In the following, the relevant steps for training and executing RL policies are explained along with the relevant ROS interfaces used in order to implement the functionality.

Observation and Action Space

On initialization of the CXRLGym class, the observation and action space is defined.

../../_images/gym_comm_obs_action_space.svg

The observation and action spaces are constructed by combining predefined observables/actions with all valid combinations of observable predicates/action and their objects. Predefined observables/actions are added directly. For each observable predicate/action, the cartesian product of the relevant parameter objects is generated to form all possible grounded predicates/actions.

The resulting observation/action space is a list of strings representing all observations/actions that the RL agent can perceive.

The action space is further augmented by a default action called no-op, which is used to handle situations where no action is available or all actions are masked.

Interfaces:

/get_predefined_observables

/get_observable_predicates

/get_observable_objects

/get_predefined_actions

/get_observable_actions

Fetching Information

Once the observation and action spaces have been initialized, the environment is fully set up. Current information get be fetched from the environment at will.

This is especially useful in order to determine the current RL mode (distinguishing between model training and using a trained model for prediction). Also, it provides information, whether a model is currently loaded, which is required to do predictions in the first place.

Interfaces:

/get_status

Reset

The environment reset triggers the /reset_env action. Once completed, the initial environment observations are retrieved.

Interfaces:

/reset_env

/get_current_observations

Action Masking

Action masking queries which robots or objects are free and computes which actions are currently executable. It prevents invalid action selections during training.

Interfaces:

/get_free_robot

/get_action_list_executable_for_robot

Step

During a step, the CXRLGym environment first checks whether the selected action is valid (i.e., not the special no-op action). If the action is valid, it is executed via the action_selection action. Once execution finishes, a reward is returned and the new environment observations are retrieved.

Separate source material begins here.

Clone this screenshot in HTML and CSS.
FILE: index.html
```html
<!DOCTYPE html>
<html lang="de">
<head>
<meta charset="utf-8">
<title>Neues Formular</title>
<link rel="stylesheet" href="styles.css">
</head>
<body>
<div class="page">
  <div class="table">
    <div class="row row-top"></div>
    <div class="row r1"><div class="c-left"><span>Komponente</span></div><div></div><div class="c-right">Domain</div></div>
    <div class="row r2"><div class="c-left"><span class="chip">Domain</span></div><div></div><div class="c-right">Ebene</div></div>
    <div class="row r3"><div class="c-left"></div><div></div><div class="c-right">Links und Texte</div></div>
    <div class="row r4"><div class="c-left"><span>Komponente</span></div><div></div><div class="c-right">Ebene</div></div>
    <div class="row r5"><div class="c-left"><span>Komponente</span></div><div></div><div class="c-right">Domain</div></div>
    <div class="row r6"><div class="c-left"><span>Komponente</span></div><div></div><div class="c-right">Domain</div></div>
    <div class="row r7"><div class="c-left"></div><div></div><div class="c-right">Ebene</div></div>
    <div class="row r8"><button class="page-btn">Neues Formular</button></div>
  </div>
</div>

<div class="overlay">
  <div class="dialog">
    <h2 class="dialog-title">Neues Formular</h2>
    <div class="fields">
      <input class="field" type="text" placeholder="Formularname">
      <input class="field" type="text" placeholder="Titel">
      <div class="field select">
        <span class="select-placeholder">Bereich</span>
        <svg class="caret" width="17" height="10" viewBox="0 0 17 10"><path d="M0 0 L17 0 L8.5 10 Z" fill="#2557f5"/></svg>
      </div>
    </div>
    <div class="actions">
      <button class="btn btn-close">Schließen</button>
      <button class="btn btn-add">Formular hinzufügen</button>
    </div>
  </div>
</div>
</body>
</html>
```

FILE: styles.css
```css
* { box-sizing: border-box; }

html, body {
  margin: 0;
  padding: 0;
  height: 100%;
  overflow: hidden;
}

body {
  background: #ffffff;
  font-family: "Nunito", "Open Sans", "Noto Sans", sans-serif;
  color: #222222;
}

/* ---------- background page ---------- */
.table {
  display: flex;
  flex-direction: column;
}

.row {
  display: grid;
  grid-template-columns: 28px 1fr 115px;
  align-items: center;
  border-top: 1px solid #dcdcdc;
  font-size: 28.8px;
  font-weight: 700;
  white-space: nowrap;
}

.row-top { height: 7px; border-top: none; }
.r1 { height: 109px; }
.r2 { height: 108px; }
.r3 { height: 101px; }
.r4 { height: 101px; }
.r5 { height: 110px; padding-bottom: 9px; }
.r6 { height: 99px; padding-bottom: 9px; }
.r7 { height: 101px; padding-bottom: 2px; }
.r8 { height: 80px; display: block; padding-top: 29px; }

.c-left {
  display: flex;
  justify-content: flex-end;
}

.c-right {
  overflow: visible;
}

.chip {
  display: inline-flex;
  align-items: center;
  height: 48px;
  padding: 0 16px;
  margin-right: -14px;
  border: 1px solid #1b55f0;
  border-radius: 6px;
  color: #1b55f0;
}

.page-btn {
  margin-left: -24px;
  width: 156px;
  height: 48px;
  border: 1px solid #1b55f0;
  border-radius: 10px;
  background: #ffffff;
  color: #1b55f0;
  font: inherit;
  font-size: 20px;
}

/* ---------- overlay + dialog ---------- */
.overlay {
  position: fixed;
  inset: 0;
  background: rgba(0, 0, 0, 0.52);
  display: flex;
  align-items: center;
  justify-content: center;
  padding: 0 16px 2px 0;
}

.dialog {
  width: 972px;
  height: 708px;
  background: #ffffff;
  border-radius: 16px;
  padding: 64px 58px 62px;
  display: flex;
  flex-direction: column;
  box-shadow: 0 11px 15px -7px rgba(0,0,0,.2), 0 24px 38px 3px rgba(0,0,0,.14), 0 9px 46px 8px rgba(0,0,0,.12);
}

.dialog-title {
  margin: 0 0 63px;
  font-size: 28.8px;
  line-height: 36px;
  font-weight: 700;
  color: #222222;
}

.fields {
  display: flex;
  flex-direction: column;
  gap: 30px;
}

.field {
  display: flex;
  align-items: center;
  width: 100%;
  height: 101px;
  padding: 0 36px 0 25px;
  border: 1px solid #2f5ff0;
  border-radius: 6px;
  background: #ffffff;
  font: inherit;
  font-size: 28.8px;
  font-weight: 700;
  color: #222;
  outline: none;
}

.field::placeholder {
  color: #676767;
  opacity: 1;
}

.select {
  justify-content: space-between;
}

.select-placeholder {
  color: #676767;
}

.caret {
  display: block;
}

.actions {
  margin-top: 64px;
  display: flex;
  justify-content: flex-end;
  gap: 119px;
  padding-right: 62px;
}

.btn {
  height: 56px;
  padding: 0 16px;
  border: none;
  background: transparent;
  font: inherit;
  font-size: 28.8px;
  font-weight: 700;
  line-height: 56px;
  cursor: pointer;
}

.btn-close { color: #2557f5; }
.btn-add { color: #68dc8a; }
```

If the action is invalid (no-op), no execution occurs. Instead, the environment queries whether the episode should terminate and updates the observations accordingly.

Interfaces:

/action_selection

/get_current_observations

/get_episode_end

Model Execution

When executing a trained policy, the executor can use a service to request a predction/recommendation, provided the current observations and available actions.

Interfaces:

/exec_action_selection

CXRLBaseNode

In order to use the CXRLGym environment, a node is required that additionally provides the model. The CXRLBaseNode class provides a generic model-agnostic base class, encapsulating common functionality required for lifecycle and health management, RL execution and training. This allows derived classes to focus exclusively on algorithm-specific behavior.

The base node is responsible for:

Initializing and managing the RL environment
Loading or creating the RL model
Executing training or inference depending on the selected RL mode
Managing filesystem paths for logs, checkpoints, and trained agents
Integrating with the ROS 2 node and lifecycle infrastructure

Concrete RL nodes are expected to inherit from CXRLBaseNode and implement the required extension points for model creation and training logic.

RL Environment Handling

The RL environment is instantiated dynamically at runtime using a Python entrypoint specified via parameters. The environment must implement the Gymnasium interface and is wrapped with a Stable-Baselines3 Monitor to enable episode-level logging and statistics collection.

The environment receives a reference to the ROS node, the selected RL mode (training or execution), and the number of robots to manage, enabling tight integration between ROS execution and RL interaction.

RL Modes

The behavior of the node is governed by the rl_mode parameter:

TRAINING The node executes a training loop using the configured environment and model.
EXECUTION The node loads a trained model and serves action selection requests without performing any learning.

Inferfaces

Classes inheriting from CXRLBaseNode must implement the following methods:

set_env() Populate self.env as This model is assumed to provide a predict function

set_model(): Load an existing RL model or create a new one and assign it to the node. This model is assumed to provide a predict function
run_training(): Define and execute the training procedure when operating in training mode.